**Stored data:**
## BEGIN

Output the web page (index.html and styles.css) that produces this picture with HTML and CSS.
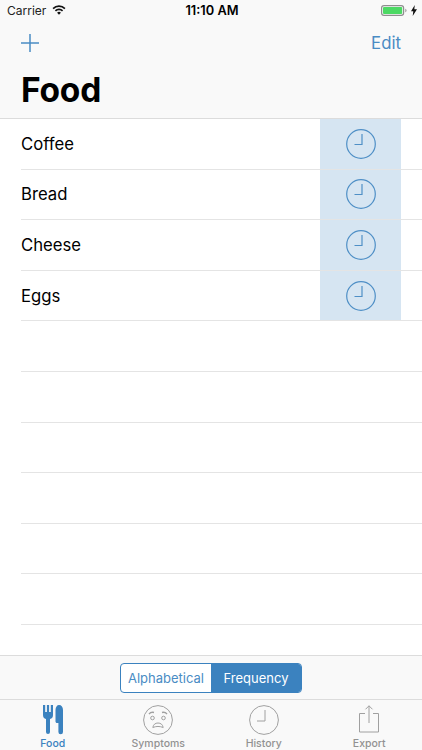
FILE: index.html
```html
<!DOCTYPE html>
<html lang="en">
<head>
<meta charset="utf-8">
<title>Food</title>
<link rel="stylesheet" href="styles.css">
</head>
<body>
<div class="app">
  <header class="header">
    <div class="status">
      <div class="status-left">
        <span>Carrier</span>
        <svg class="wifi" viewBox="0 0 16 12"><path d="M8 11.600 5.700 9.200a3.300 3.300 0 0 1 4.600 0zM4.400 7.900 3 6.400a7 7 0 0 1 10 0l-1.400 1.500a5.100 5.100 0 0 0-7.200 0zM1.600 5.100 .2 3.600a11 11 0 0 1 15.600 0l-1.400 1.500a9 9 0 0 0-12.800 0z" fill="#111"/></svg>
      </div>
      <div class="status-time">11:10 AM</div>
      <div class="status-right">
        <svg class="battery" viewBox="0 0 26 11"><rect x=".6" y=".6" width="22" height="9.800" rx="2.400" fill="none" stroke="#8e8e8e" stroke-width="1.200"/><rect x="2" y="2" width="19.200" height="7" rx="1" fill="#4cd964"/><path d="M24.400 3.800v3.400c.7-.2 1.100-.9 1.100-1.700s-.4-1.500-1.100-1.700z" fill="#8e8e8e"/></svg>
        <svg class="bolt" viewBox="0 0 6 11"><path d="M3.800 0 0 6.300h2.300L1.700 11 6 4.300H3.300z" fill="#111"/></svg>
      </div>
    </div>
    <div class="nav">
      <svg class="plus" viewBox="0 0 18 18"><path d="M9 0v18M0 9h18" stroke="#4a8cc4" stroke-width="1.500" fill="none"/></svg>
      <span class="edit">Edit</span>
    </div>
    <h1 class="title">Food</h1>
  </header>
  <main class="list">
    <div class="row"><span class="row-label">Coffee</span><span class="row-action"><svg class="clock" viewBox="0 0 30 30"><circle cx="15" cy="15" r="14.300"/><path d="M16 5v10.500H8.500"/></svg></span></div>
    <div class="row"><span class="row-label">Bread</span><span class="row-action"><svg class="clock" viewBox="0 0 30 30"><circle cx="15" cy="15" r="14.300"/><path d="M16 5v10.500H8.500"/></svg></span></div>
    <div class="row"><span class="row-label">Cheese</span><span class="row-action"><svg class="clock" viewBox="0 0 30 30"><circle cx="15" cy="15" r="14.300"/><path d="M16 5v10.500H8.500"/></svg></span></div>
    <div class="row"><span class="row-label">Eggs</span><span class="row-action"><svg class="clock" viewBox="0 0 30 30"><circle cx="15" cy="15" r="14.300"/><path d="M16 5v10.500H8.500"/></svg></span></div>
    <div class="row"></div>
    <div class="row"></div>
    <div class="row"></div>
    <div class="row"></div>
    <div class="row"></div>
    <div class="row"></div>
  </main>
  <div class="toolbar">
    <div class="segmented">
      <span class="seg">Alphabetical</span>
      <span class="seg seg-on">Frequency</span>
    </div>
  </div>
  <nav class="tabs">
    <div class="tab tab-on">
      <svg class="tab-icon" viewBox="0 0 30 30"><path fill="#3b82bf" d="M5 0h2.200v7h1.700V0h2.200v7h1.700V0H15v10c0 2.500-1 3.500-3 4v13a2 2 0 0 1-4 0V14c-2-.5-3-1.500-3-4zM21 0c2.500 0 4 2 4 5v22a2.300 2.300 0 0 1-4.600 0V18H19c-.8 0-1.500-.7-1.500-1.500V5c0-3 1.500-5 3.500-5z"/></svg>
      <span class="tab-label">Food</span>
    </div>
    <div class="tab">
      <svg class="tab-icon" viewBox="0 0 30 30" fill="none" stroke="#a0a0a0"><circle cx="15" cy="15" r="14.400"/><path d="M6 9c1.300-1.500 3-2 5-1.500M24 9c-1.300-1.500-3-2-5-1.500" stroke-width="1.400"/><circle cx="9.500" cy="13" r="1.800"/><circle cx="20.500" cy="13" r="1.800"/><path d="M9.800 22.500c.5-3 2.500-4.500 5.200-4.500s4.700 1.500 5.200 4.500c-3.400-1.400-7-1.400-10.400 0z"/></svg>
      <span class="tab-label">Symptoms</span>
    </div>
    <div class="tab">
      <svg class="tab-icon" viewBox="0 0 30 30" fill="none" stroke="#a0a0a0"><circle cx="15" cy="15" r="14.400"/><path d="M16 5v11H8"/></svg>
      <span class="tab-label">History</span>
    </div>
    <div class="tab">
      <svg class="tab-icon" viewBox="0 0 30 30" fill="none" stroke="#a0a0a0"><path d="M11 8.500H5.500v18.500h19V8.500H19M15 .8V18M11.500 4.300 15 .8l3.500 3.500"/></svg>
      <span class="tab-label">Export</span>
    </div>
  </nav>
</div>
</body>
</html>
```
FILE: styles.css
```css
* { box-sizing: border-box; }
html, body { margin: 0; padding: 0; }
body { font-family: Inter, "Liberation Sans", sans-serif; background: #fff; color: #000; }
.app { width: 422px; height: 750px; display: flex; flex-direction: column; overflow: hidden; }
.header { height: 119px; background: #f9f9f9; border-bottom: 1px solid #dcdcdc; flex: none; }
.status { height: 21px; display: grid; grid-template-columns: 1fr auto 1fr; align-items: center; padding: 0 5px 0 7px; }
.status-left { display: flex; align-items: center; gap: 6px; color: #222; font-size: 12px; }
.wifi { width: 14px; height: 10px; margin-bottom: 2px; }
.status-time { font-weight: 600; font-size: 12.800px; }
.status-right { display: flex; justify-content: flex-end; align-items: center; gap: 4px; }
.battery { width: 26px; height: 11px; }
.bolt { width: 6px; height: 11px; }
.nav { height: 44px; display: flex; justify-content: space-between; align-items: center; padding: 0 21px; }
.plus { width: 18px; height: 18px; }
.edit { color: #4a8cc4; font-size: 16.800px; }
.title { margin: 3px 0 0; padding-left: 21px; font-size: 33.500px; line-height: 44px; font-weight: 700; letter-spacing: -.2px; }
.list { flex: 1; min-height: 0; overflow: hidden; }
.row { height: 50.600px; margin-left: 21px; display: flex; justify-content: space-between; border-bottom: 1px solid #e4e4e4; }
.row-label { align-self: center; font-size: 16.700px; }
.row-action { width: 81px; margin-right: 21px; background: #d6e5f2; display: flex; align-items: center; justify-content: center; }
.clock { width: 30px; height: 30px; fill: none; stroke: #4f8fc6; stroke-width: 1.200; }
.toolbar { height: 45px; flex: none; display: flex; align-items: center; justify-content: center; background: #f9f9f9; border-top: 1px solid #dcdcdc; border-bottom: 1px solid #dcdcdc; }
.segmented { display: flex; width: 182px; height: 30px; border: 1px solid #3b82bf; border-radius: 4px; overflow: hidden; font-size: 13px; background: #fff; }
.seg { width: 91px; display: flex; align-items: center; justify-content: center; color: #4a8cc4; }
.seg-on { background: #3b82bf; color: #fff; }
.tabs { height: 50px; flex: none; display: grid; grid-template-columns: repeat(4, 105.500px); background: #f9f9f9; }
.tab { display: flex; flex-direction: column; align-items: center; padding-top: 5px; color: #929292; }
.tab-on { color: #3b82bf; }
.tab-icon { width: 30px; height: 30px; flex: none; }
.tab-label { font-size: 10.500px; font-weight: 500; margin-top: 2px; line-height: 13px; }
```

## END

**Prompt:**
Quote each line of the listing exactly, but leave the pictures out.

**Worked answer:**
Output the web page (index.html and styles.css) that produces this picture with HTML and CSS.
FILE: index.html
```html
<!DOCTYPE html>
<html lang="en">
<head>
<meta charset="utf-8">
<title>Food</title>
<link rel="stylesheet" href="styles.css">
</head>
<body>
<div class="app">
  <header class="header">
    <div class="status">
      <div class="status-left">
        <span>Carrier</span>
        <svg class="wifi" viewBox="0 0 16 12"><path d="M8 11.600 5.700 9.200a3.300 3.300 0 0 1 4.600 0zM4.400 7.900 3 6.400a7 7 0 0 1 10 0l-1.400 1.500a5.100 5.100 0 0 0-7.200 0zM1.600 5.100 .2 3.600a11 11 0 0 1 15.600 0l-1.400 1.500a9 9 0 0 0-12.800 0z" fill="#111"/></svg>
      </div>
      <div class="status-time">11:10 AM</div>
      <div class="status-right">
        <svg class="battery" viewBox="0 0 26 11"><rect x=".6" y=".6" width="22" height="9.800" rx="2.400" fill="none" stroke="#8e8e8e" stroke-width="1.200"/><rect x="2" y="2" width="19.200" height="7" rx="1" fill="#4cd964"/><path d="M24.400 3.800v3.400c.7-.2 1.100-.9 1.100-1.700s-.4-1.500-1.100-1.700z" fill="#8e8e8e"/></svg>
        <svg class="bolt" viewBox="0 0 6 11"><path d="M3.800 0 0 6.300h2.300L1.700 11 6 4.300H3.300z" fill="#111"/></svg>
      </div>
    </div>
    <div class="nav">
      <svg class="plus" viewBox="0 0 18 18"><path d="M9 0v18M0 9h18" stroke="#4a8cc4" stroke-width="1.500" fill="none"/></svg>
      <span class="edit">Edit</span>
    </div>
    <h1 class="title">Food</h1>
  </header>
  <main class="list">
    <div class="row"><span class="row-label">Coffee</span><span class="row-action"><svg class="clock" viewBox="0 0 30 30"><circle cx="15" cy="15" r="14.300"/><path d="M16 5v10.500H8.500"/></svg></span></div>
    <div class="row"><span class="row-label">Bread</span><span class="row-action"><svg class="clock" viewBox="0 0 30 30"><circle cx="15" cy="15" r="14.300"/><path d="M16 5v10.500H8.500"/></svg></span></div>
    <div class="row"><span class="row-label">Cheese</span><span class="row-action"><svg class="clock" viewBox="0 0 30 30"><circle cx="15" cy="15" r="14.300"/><path d="M16 5v10.500H8.500"/></svg></span></div>
    <div class="row"><span class="row-label">Eggs</span><span class="row-action"><svg class="clock" viewBox="0 0 30 30"><circle cx="15" cy="15" r="14.300"/><path d="M16 5v10.500H8.500"/></svg></span></div>
    <div class="row"></div>
    <div class="row"></div>
    <div class="row"></div>
    <div class="row"></div>
    <div class="row"></div>
    <div class="row"></div>
  </main>
  <div class="toolbar">
    <div class="segmented">
      <span class="seg">Alphabetical</span>
      <span class="seg seg-on">Frequency</span>
    </div>
  </div>
  <nav class="tabs">
    <div class="tab tab-on">
      <svg class="tab-icon" viewBox="0 0 30 30"><path fill="#3b82bf" d="M5 0h2.200v7h1.700V0h2.200v7h1.700V0H15v10c0 2.500-1 3.500-3 4v13a2 2 0 0 1-4 0V14c-2-.5-3-1.500-3-4zM21 0c2.500 0 4 2 4 5v22a2.300 2.300 0 0 1-4.600 0V18H19c-.8 0-1.500-.7-1.500-1.500V5c0-3 1.500-5 3.500-5z"/></svg>
      <span class="tab-label">Food</span>
    </div>
    <div class="tab">
      <svg class="tab-icon" viewBox="0 0 30 30" fill="none" stroke="#a0a0a0"><circle cx="15" cy="15" r="14.400"/><path d="M6 9c1.300-1.500 3-2 5-1.500M24 9c-1.300-1.500-3-2-5-1.500" stroke-width="1.400"/><circle cx="9.500" cy="13" r="1.800"/><circle cx="20.500" cy="13" r="1.800"/><path d="M9.800 22.500c.5-3 2.500-4.500 5.200-4.500s4.700 1.500 5.200 4.500c-3.400-1.400-7-1.400-10.400 0z"/></svg>
      <span class="tab-label">Symptoms</span>
    </div>
    <div class="tab">
      <svg class="tab-icon" viewBox="0 0 30 30" fill="none" stroke="#a0a0a0"><circle cx="15" cy="15" r="14.400"/><path d="M16 5v11H8"/></svg>
      <span class="tab-label">History</span>
    </div>
    <div class="tab">
      <svg class="tab-icon" viewBox="0 0 30 30" fill="none" stroke="#a0a0a0"><path d="M11 8.500H5.500v18.500h19V8.500H19M15 .8V18M11.500 4.300 15 .8l3.500 3.500"/></svg>
      <span class="tab-label">Export</span>
    </div>
  </nav>
</div>
</body>
</html>
```
FILE: styles.css
```css
* { box-sizing: border-box; }
html, body { margin: 0; padding: 0; }
body { font-family: Inter, "Liberation Sans", sans-serif; background: #fff; color: #000; }
.app { width: 422px; height: 750px; display: flex; flex-direction: column; overflow: hidden; }
.header { height: 119px; background: #f9f9f9; border-bottom: 1px solid #dcdcdc; flex: none; }
.status { height: 21px; display: grid; grid-template-columns: 1fr auto 1fr; align-items: center; padding: 0 5px 0 7px; }
.status-left { display: flex; align-items: center; gap: 6px; color: #222; font-size: 12px; }
.wifi { width: 14px; height: 10px; margin-bottom: 2px; }
.status-time { font-weight: 600; font-size: 12.800px; }
.status-right { display: flex; justify-content: flex-end; align-items: center; gap: 4px; }
.battery { width: 26px; height: 11px; }
.bolt { width: 6px; height: 11px; }
.nav { height: 44px; display: flex; justify-content: space-between; align-items: center; padding: 0 21px; }
.plus { width: 18px; height: 18px; }
.edit { color: #4a8cc4; font-size: 16.800px; }
.title { margin: 3px 0 0; padding-left: 21px; font-size: 33.500px; line-height: 44px; font-weight: 700; letter-spacing: -.2px; }
.list { flex: 1; min-height: 0; overflow: hidden; }
.row { height: 50.600px; margin-left: 21px; display: flex; justify-content: space-between; border-bottom: 1px solid #e4e4e4; }
.row-label { align-self: center; font-size: 16.700px; }
.row-action { width: 81px; margin-right: 21px; background: #d6e5f2; display: flex; align-items: center; justify-content: center; }
.clock { width: 30px; height: 30px; fill: none; stroke: #4f8fc6; stroke-width: 1.200; }
.toolbar { height: 45px; flex: none; display: flex; align-items: center; justify-content: center; background: #f9f9f9; border-top: 1px solid #dcdcdc; border-bottom: 1px solid #dcdcdc; }
.segmented { display: flex; width: 182px; height: 30px; border: 1px solid #3b82bf; border-radius: 4px; overflow: hidden; font-size: 13px; background: #fff; }
.seg { width: 91px; display: flex; align-items: center; justify-content: center; color: #4a8cc4; }
.seg-on { background: #3b82bf; color: #fff; }
.tabs { height: 50px; flex: none; display: grid; grid-template-columns: repeat(4, 105.500px); background: #f9f9f9; }
.tab { display: flex; flex-direction: column; align-items: center; padding-top: 5px; color: #929292; }
.tab-on { color: #3b82bf; }
.tab-icon { width: 30px; height: 30px; flex: none; }
.tab-label { font-size: 10.500px; font-weight: 500; margin-top: 2px; line-height: 13px; }
```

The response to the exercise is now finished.